Your task is to copy the listing exactly. Drop any pictures from the copy.

[start of COLLECTED MATERIAL]

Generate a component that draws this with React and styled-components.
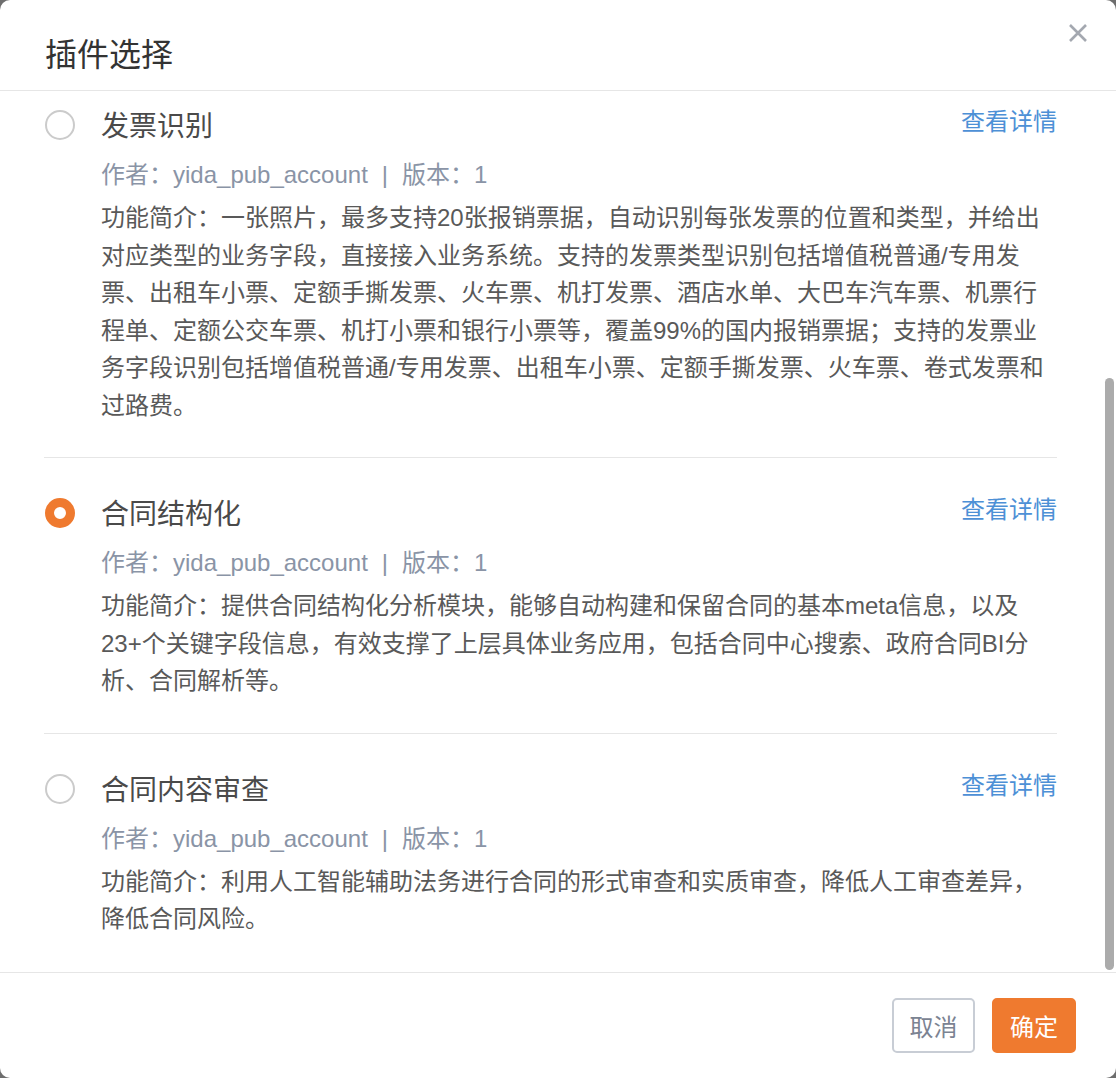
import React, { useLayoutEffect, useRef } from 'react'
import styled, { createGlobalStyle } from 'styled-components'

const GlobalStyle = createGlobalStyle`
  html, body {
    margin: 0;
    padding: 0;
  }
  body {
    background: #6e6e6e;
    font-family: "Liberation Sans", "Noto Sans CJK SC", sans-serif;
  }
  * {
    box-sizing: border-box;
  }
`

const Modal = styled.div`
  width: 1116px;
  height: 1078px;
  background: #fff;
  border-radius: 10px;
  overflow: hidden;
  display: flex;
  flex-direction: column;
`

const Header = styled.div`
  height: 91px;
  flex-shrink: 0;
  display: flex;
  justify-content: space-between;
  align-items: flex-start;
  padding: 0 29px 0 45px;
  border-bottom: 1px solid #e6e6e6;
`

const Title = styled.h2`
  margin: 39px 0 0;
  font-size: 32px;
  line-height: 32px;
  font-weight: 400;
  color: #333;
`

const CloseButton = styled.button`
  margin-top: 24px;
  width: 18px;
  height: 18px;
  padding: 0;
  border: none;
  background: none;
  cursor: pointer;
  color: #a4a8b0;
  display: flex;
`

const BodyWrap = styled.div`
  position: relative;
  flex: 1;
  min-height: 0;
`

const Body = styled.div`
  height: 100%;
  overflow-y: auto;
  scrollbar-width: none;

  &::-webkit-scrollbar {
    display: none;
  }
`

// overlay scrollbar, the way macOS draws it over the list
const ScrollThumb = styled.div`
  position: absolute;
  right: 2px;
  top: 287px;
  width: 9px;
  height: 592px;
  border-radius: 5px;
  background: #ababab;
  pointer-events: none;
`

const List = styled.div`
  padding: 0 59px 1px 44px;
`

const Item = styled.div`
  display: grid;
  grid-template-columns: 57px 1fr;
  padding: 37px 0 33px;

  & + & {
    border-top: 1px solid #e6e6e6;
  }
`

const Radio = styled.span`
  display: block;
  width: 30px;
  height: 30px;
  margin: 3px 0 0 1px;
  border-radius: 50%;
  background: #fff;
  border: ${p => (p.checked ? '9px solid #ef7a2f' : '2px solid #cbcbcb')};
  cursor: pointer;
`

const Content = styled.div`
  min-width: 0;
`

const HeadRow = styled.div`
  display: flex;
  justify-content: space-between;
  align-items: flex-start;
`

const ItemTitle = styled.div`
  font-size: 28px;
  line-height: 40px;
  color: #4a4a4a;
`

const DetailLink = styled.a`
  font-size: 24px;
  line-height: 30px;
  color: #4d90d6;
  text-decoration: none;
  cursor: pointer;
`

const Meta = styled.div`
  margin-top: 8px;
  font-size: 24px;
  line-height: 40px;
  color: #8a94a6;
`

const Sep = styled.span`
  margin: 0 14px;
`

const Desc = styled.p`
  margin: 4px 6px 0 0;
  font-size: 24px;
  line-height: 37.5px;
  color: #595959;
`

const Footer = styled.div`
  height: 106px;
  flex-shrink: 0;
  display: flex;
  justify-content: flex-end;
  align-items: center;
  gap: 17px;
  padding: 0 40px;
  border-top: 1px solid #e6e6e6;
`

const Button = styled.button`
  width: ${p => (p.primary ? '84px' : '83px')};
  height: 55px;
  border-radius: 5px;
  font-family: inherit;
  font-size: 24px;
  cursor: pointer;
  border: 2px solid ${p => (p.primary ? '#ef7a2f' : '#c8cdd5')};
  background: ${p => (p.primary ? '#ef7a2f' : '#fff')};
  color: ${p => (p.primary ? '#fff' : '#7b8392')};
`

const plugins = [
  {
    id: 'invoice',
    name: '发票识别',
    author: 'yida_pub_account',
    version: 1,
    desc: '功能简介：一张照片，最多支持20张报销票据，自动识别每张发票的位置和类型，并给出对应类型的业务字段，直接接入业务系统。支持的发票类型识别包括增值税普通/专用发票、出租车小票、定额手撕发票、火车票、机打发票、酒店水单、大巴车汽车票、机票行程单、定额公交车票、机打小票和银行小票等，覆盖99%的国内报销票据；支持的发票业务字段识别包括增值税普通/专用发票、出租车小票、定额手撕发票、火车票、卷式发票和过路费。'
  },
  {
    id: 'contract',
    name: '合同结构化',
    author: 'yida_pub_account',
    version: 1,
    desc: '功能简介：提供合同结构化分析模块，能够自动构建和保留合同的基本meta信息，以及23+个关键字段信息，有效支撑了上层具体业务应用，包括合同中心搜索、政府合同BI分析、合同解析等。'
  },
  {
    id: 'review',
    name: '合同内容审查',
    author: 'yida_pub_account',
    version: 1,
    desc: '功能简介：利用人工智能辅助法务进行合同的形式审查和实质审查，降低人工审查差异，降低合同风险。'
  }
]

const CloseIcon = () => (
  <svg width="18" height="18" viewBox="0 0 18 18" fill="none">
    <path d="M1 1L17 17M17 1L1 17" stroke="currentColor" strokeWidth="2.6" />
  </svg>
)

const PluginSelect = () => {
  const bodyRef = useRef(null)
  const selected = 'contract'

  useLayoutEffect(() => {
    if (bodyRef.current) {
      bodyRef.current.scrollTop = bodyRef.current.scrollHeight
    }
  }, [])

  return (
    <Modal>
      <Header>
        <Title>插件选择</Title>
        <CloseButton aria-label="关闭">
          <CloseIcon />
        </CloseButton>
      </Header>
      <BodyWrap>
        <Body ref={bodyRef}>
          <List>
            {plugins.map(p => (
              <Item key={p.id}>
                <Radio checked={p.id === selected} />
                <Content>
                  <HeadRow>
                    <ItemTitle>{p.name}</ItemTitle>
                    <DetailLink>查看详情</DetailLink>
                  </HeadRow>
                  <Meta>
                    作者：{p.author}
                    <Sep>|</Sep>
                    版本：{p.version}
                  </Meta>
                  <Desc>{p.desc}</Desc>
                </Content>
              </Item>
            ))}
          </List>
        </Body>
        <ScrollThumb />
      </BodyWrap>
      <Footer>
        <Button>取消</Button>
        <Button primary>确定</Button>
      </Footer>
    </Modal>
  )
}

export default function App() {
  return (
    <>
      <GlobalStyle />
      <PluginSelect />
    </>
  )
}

[end of COLLECTED MATERIAL]

> [ANSWER TO THE TASK]:
Generate a component that draws this with React and styled-components.
import React, { useLayoutEffect, useRef } from 'react'
import styled, { createGlobalStyle } from 'styled-components'

const GlobalStyle = createGlobalStyle`
  html, body {
    margin: 0;
    padding: 0;
  }
  body {
    background: #6e6e6e;
    font-family: "Liberation Sans", "Noto Sans CJK SC", sans-serif;
  }
  * {
    box-sizing: border-box;
  }
`

const Modal = styled.div`
  width: 1116px;
  height: 1078px;
  background: #fff;
  border-radius: 10px;
  overflow: hidden;
  display: flex;
  flex-direction: column;
`

const Header = styled.div`
  height: 91px;
  flex-shrink: 0;
  display: flex;
  justify-content: space-between;
  align-items: flex-start;
  padding: 0 29px 0 45px;
  border-bottom: 1px solid #e6e6e6;
`

const Title = styled.h2`
  margin: 39px 0 0;
  font-size: 32px;
  line-height: 32px;
  font-weight: 400;
  color: #333;
`

const CloseButton = styled.button`
  margin-top: 24px;
  width: 18px;
  height: 18px;
  padding: 0;
  border: none;
  background: none;
  cursor: pointer;
  color: #a4a8b0;
  display: flex;
`

const BodyWrap = styled.div`
  position: relative;
  flex: 1;
  min-height: 0;
`

const Body = styled.div`
  height: 100%;
  overflow-y: auto;
  scrollbar-width: none;

  &::-webkit-scrollbar {
    display: none;
  }
`

// overlay scrollbar, the way macOS draws it over the list
const ScrollThumb = styled.div`
  position: absolute;
  right: 2px;
  top: 287px;
  width: 9px;
  height: 592px;
  border-radius: 5px;
  background: #ababab;
  pointer-events: none;
`

const List = styled.div`
  padding: 0 59px 1px 44px;
`

const Item = styled.div`
  display: grid;
  grid-template-columns: 57px 1fr;
  padding: 37px 0 33px;

  & + & {
    border-top: 1px solid #e6e6e6;
  }
`

const Radio = styled.span`
  display: block;
  width: 30px;
  height: 30px;
  margin: 3px 0 0 1px;
  border-radius: 50%;
  background: #fff;
  border: ${p => (p.checked ? '9px solid #ef7a2f' : '2px solid #cbcbcb')};
  cursor: pointer;
`

const Content = styled.div`
  min-width: 0;
`

const HeadRow = styled.div`
  display: flex;
  justify-content: space-between;
  align-items: flex-start;
`

const ItemTitle = styled.div`
  font-size: 28px;
  line-height: 40px;
  color: #4a4a4a;
`

const DetailLink = styled.a`
  font-size: 24px;
  line-height: 30px;
  color: #4d90d6;
  text-decoration: none;
  cursor: pointer;
`

const Meta = styled.div`
  margin-top: 8px;
  font-size: 24px;
  line-height: 40px;
  color: #8a94a6;
`

const Sep = styled.span`
  margin: 0 14px;
`

const Desc = styled.p`
  margin: 4px 6px 0 0;
  font-size: 24px;
  line-height: 37.5px;
  color: #595959;
`

const Footer = styled.div`
  height: 106px;
  flex-shrink: 0;
  display: flex;
  justify-content: flex-end;
  align-items: center;
  gap: 17px;
  padding: 0 40px;
  border-top: 1px solid #e6e6e6;
`

const Button = styled.button`
  width: ${p => (p.primary ? '84px' : '83px')};
  height: 55px;
  border-radius: 5px;
  font-family: inherit;
  font-size: 24px;
  cursor: pointer;
  border: 2px solid ${p => (p.primary ? '#ef7a2f' : '#c8cdd5')};
  background: ${p => (p.primary ? '#ef7a2f' : '#fff')};
  color: ${p => (p.primary ? '#fff' : '#7b8392')};
`

const plugins = [
  {
    id: 'invoice',
    name: '发票识别',
    author: 'yida_pub_account',
    version: 1,
    desc: '功能简介：一张照片，最多支持20张报销票据，自动识别每张发票的位置和类型，并给出对应类型的业务字段，直接接入业务系统。支持的发票类型识别包括增值税普通/专用发票、出租车小票、定额手撕发票、火车票、机打发票、酒店水单、大巴车汽车票、机票行程单、定额公交车票、机打小票和银行小票等，覆盖99%的国内报销票据；支持的发票业务字段识别包括增值税普通/专用发票、出租车小票、定额手撕发票、火车票、卷式发票和过路费。'
  },
  {
    id: 'contract',
    name: '合同结构化',
    author: 'yida_pub_account',
    version: 1,
    desc: '功能简介：提供合同结构化分析模块，能够自动构建和保留合同的基本meta信息，以及23+个关键字段信息，有效支撑了上层具体业务应用，包括合同中心搜索、政府合同BI分析、合同解析等。'
  },
  {
    id: 'review',
    name: '合同内容审查',
    author: 'yida_pub_account',
    version: 1,
    desc: '功能简介：利用人工智能辅助法务进行合同的形式审查和实质审查，降低人工审查差异，降低合同风险。'
  }
]

const CloseIcon = () => (
  <svg width="18" height="18" viewBox="0 0 18 18" fill="none">
    <path d="M1 1L17 17M17 1L1 17" stroke="currentColor" strokeWidth="2.6" />
  </svg>
)

const PluginSelect = () => {
  const bodyRef = useRef(null)
  const selected = 'contract'

  useLayoutEffect(() => {
    if (bodyRef.current) {
      bodyRef.current.scrollTop = bodyRef.current.scrollHeight
    }
  }, [])

  return (
    <Modal>
      <Header>
        <Title>插件选择</Title>
        <CloseButton aria-label="关闭">
          <CloseIcon />
        </CloseButton>
      </Header>
      <BodyWrap>
        <Body ref={bodyRef}>
          <List>
            {plugins.map(p => (
              <Item key={p.id}>
                <Radio checked={p.id === selected} />
                <Content>
                  <HeadRow>
                    <ItemTitle>{p.name}</ItemTitle>
                    <DetailLink>查看详情</DetailLink>
                  </HeadRow>
                  <Meta>
                    作者：{p.author}
                    <Sep>|</Sep>
                    版本：{p.version}
                  </Meta>
                  <Desc>{p.desc}</Desc>
                </Content>
              </Item>
            ))}
          </List>
        </Body>
        <ScrollThumb />
      </BodyWrap>
      <Footer>
        <Button>取消</Button>
        <Button primary>确定</Button>
      </Footer>
    </Modal>
  )
}

export default function App() {
  return (
    <>
      <GlobalStyle />
      <PluginSelect />
    </>
  )
}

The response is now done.